While initial reports on the project were optimistic, subsequent analysis cast doubt on the project's viability, and the project was not pursued.

==Proposal==
In 1966-67, the U.S. Atomic Energy Commission was approached by Wyoming coal engineers Wold and Jenkins, of Casper, Wyoming, with the idea of extending Project Plowshare programs for the development of natural gas production using nuclear devices into coalbed areas. The project was received with interest, and was named Project Thunderbird. The Lawrence Radiation Laboratory (LRL), which administered many Plowshare programs, initiated a study to define a potential demonstration project in 1968.

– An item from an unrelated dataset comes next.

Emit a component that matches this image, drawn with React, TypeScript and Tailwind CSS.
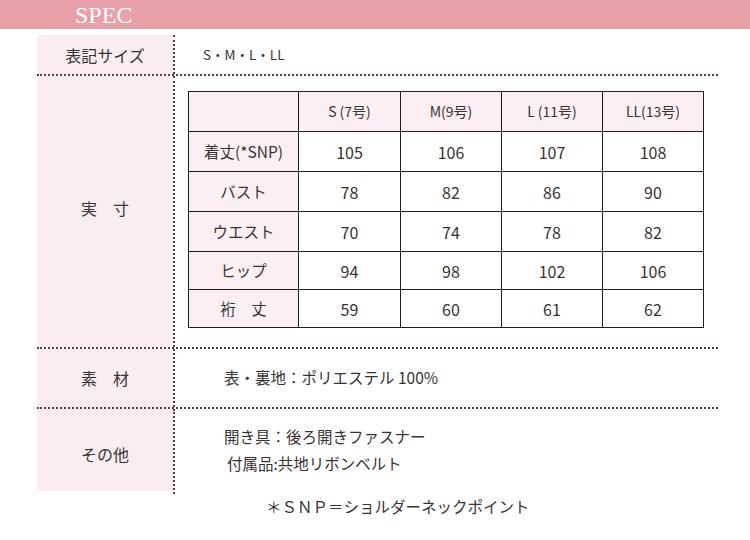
import React from "react";

const sizes = ["S\u2009(7号)", "M(9号)", "L\u2009(11号)", "LL(13号)"];
const rows: { label: string; vals: string[]; h: string }[] = [
  { label: "着丈(*SNP)", vals: ["105", "106", "107", "108"], h: "h-[40px]" },
  { label: "バスト", vals: ["78", "82", "86", "90"], h: "h-[40px]" },
  { label: "ウエスト", vals: ["70", "74", "78", "82"], h: "h-[40px]" },
  { label: "ヒップ", vals: ["94", "98", "102", "106"], h: "h-[38px]" },
  { label: "裄　丈", vals: ["59", "60", "61", "62"], h: "h-[38px]" },
];

export default function App() {
  return (
    <div
      className="w-[750px] h-[540px] bg-white text-[#3a3232] overflow-hidden"
      style={{ fontFamily: '"Noto Sans CJK JP", "Noto Sans", sans-serif' }}
    >
      <div className="h-[29px] bg-[#e8a1a9] flex items-center pl-[75px]">
        <span
          className="text-white text-[24px] leading-none pt-[1px]"
          style={{ fontFamily: '"Liberation Serif", serif' }}
        >
          SPEC
        </span>
      </div>

      <div className="ml-[37px] mt-[6px] w-[681px]">
        {/* Row 1 */}
        <div className="flex border-b-2 border-dotted border-[#5a3a3e]">
          <div className="w-[136px] h-[39px] bg-[#f9edf1] flex items-center justify-center text-[16px]">
            表記サイズ
          </div>
          <div className="flex-1 border-l-2 border-dotted border-[#5a3a3e] flex items-center pl-[28px] text-[13.5px]">
            S・M・L・LL
          </div>
        </div>

        {/* Row 2 */}
        <div className="flex border-b-2 border-dotted border-[#5a3a3e]">
          <div className="w-[136px] bg-[#f9edf1] flex items-center justify-center text-[16px] pb-[8px]">
            実　寸
          </div>
          <div className="flex-1 border-l-2 border-dotted border-[#5a3a3e] pl-[13px] pt-[15px] pb-[19px]">
            <table className="border-collapse table-fixed w-[515px] text-[16px]">
              <colgroup>
                <col className="w-[110px]" />
                <col className="w-[102px]" />
                <col className="w-[101px]" />
                <col className="w-[101px]" />
                <col className="w-[101px]" />
              </colgroup>
              <thead>
                <tr className="h-[40px] bg-[#fbeff3]">
                  <th className="border border-[#1e1e1e] font-normal"></th>
                  {sizes.map((s) => (
                    <th key={s} className="border border-[#1e1e1e] font-normal text-[14px] text-center">
                      {s}
                    </th>
                  ))}
                </tr>
              </thead>
              <tbody>
                {rows.map((r) => (
                  <tr key={r.label} className={r.h}>
                    <td className="border border-[#1e1e1e] bg-[#fbeff3] text-center text-[15.5px]">{r.label}</td>
                    {r.vals.map((v, i) => (
                      <td key={i} className="border border-[#1e1e1e] bg-white text-center text-[16px]">
                        {v}
                      </td>
                    ))}
                  </tr>
                ))}
              </tbody>
            </table>
          </div>
        </div>

        {/* Row 3 */}
        <div className="flex border-b-2 border-dotted border-[#5a3a3e]">
          <div className="w-[136px] h-[58px] bg-[#f9edf1] flex items-center justify-center text-[16px]">
            素　材
          </div>
          <div className="flex-1 border-l-2 border-dotted border-[#5a3a3e] flex items-center pl-[49px] text-[15.5px]">
            表・裏地：ポリエステル 100%
          </div>
        </div>

        {/* Row 4 */}
        <div className="flex items-start">
          <div className="w-[136px] h-[82px] bg-[#f9edf1] flex items-center justify-center text-[16px] pt-[8px]">
            その他
          </div>
          <div className="flex-1 h-[85px] border-l-2 border-dotted border-[#5a3a3e] pl-[49px] pt-[16px] text-[15.5px] flex flex-col gap-[5px]">
            <div className="leading-[22px]">開き具：後ろ開きファスナー</div>
            <div className="leading-[22px] pl-[3px]">付属品:共地リボンベルト</div>
          </div>
        </div>
      </div>

      <div className="ml-[266px] mt-[1px] text-[15.5px] leading-[22px]">
        ＊ＳＮＰ＝ショルダーネックポイント
      </div>
    </div>
  );
}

The project was intended to investigate the possibility of enhancing the economic value of deeply-buried coalbeds in the Powder River Basin that could not easily be exploited by the strip mining methods used father east, where the beds approached the surface.

==Project description==
The project was intended to demonstrate techniques for creating a so-call "rubble chimney," a subterranean cavity, containing broken rubble and voids. Following the nuclear explosion that created the chimney, wells would be drilled to introduce oxygen and extract gas products. The pulverized coal would be ignited and fed oxygen under controlled conditions, converting the coal into combustible gas. In effect, the cavity would become a coking oven, driving off the volatile components of coal and leaving the residual carbon coke in the ground.

The project was proposed for deep coalbeds in the Fort Union-Wasatch Formation. The Roland coalbed, which was being surface mined at the Wyodak Mine 25 mi to the east, lies at depths of 1000 ft or more at the Thunderbird project site, at thicknesses of up to 300 ft.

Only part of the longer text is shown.